### [What you should do]
Within the data that follows, set down exactly the lines from the one containing "Rebuild this screenshot" through the one containing "tin của bạn.</h1>", both ends included.

----------

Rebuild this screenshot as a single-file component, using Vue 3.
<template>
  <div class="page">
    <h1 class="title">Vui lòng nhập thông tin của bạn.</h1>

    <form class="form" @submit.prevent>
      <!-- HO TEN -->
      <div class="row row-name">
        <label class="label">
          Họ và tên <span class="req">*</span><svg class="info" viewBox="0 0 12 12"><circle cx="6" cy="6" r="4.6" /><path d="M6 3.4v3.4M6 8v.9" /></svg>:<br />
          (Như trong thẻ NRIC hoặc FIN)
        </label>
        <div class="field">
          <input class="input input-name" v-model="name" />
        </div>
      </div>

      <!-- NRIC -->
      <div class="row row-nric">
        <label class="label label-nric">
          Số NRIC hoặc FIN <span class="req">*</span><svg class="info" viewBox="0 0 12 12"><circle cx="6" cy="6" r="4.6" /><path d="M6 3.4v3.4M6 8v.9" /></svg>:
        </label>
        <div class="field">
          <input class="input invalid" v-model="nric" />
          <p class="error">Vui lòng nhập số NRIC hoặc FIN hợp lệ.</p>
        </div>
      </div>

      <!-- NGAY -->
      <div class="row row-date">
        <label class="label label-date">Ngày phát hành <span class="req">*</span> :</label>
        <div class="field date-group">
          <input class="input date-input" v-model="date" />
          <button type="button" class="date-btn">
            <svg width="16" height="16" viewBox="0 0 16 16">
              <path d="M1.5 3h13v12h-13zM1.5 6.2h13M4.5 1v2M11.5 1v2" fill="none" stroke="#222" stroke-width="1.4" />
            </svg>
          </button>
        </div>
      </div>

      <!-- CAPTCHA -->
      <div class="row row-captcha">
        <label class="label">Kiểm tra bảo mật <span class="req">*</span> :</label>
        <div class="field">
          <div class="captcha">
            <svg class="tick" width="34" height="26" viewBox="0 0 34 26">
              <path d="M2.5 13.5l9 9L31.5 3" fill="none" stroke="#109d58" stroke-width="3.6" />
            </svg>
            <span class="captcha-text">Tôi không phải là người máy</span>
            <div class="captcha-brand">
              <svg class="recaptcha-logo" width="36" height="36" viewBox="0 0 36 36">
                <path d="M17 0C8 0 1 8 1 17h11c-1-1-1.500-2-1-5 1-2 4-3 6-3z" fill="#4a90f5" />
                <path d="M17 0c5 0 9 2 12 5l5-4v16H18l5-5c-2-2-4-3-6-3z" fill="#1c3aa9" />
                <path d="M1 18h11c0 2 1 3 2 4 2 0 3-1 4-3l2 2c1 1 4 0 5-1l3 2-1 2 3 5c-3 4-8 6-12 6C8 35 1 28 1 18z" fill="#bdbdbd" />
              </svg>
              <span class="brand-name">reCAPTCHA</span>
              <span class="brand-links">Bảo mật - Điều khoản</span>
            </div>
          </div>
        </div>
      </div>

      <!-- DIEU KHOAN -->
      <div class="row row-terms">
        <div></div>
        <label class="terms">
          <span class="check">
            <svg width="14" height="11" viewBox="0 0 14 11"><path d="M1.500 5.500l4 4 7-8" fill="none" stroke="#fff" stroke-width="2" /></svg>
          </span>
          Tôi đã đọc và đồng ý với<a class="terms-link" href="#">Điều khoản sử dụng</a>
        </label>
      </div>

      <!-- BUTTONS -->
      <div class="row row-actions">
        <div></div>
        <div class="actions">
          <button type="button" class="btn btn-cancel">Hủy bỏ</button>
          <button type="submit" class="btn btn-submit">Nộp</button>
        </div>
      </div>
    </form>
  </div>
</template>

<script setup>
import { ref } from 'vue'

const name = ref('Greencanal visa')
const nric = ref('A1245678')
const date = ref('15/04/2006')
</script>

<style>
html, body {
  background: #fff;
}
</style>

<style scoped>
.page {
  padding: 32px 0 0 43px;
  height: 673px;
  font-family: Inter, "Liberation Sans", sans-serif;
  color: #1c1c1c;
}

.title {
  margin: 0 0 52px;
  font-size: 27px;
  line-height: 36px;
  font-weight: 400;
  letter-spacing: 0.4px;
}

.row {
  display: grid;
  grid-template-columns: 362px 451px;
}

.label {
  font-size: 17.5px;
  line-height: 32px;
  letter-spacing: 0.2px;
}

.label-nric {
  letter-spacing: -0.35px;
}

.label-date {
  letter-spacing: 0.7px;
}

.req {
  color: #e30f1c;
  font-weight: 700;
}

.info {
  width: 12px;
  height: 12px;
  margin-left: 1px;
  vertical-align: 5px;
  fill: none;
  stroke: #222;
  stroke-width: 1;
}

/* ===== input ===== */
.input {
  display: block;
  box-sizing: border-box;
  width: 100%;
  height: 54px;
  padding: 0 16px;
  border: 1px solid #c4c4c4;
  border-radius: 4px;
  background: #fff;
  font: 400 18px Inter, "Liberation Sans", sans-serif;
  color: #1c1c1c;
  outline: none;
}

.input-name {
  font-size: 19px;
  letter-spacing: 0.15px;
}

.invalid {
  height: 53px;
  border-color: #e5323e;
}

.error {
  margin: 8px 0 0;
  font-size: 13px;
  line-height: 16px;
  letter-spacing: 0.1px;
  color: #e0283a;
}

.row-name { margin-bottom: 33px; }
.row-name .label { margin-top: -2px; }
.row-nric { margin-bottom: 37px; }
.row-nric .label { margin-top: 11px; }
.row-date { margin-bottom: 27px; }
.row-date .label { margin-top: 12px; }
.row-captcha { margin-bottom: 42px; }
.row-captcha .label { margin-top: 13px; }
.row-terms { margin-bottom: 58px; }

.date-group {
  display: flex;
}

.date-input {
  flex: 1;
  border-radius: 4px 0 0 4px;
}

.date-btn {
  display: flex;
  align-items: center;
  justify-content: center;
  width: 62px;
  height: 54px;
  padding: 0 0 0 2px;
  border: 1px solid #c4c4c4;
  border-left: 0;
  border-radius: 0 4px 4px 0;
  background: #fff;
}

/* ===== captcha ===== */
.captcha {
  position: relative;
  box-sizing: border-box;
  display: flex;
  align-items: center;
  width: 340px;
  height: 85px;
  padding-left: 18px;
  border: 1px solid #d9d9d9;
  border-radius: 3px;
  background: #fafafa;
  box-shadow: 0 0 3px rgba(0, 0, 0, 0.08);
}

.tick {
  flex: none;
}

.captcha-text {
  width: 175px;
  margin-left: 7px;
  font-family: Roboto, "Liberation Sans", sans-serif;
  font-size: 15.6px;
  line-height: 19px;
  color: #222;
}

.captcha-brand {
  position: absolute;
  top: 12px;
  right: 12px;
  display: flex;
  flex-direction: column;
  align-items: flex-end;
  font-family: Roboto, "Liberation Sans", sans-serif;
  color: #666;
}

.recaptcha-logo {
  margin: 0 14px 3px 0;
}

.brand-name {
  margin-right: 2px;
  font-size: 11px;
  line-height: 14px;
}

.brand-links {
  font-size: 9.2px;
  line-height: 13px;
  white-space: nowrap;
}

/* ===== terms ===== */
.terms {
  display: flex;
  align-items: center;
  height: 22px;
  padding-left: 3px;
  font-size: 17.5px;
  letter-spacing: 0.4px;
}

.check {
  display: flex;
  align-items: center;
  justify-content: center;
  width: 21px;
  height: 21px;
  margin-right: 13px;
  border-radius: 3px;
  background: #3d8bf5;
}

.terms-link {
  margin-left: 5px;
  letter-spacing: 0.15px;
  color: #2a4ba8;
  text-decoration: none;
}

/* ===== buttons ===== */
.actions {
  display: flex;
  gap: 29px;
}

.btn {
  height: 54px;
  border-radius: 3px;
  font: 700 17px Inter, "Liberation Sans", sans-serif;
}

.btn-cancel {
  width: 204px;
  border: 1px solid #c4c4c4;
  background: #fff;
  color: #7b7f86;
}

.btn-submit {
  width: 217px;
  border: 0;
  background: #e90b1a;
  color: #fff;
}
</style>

----------

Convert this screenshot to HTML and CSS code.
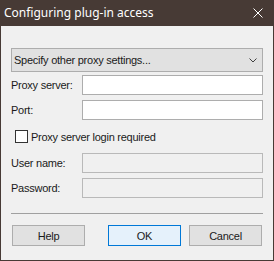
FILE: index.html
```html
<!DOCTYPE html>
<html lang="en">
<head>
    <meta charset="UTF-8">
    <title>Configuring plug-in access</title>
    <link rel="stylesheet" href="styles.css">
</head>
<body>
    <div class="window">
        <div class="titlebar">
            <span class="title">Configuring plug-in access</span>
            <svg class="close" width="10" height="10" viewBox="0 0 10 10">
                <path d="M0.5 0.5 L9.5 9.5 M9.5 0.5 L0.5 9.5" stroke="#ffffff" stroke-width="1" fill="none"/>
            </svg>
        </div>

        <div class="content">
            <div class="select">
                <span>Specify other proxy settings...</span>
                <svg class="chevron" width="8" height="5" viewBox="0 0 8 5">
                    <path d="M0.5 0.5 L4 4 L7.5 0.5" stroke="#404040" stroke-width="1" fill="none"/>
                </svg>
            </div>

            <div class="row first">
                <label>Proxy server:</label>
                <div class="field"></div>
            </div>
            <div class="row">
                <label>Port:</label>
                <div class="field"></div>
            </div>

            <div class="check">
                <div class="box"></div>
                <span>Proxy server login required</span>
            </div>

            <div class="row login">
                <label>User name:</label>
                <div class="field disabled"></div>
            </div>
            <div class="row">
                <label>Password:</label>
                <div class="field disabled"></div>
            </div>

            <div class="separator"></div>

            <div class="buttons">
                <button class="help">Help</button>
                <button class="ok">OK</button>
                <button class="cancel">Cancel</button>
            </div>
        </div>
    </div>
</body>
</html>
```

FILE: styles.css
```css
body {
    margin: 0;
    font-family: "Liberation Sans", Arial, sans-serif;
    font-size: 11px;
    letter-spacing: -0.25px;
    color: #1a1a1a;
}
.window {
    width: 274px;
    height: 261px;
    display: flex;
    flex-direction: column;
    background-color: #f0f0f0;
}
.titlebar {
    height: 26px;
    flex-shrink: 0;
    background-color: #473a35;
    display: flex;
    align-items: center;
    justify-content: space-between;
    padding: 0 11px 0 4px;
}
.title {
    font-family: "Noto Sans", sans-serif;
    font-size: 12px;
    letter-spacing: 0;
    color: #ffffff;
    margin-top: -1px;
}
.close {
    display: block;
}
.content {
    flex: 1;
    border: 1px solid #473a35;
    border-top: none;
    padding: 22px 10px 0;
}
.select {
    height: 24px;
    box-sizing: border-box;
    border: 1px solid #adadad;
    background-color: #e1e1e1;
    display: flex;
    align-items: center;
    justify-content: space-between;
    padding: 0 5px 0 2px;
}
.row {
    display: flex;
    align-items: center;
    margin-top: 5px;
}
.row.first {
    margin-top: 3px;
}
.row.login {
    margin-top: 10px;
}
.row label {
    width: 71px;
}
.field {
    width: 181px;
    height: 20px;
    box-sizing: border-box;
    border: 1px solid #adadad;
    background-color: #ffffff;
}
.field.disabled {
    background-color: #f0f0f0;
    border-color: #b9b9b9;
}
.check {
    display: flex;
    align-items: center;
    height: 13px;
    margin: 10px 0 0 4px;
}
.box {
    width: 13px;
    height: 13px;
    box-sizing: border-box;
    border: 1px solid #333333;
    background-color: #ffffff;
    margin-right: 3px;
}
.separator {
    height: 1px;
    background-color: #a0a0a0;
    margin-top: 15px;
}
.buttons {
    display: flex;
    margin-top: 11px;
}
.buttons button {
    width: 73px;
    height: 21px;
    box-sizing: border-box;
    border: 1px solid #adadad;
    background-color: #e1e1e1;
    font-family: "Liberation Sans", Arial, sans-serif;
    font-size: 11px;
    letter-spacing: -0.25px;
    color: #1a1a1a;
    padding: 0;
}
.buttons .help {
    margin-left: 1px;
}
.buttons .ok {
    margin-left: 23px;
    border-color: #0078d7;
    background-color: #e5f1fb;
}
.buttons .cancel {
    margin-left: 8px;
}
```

----------

### [Problem solution]
Rebuild this screenshot as a single-file component, using Vue 3.
<template>
  <div class="page">
    <h1 class="title">Vui lòng nhập thông tin của bạn.</h1>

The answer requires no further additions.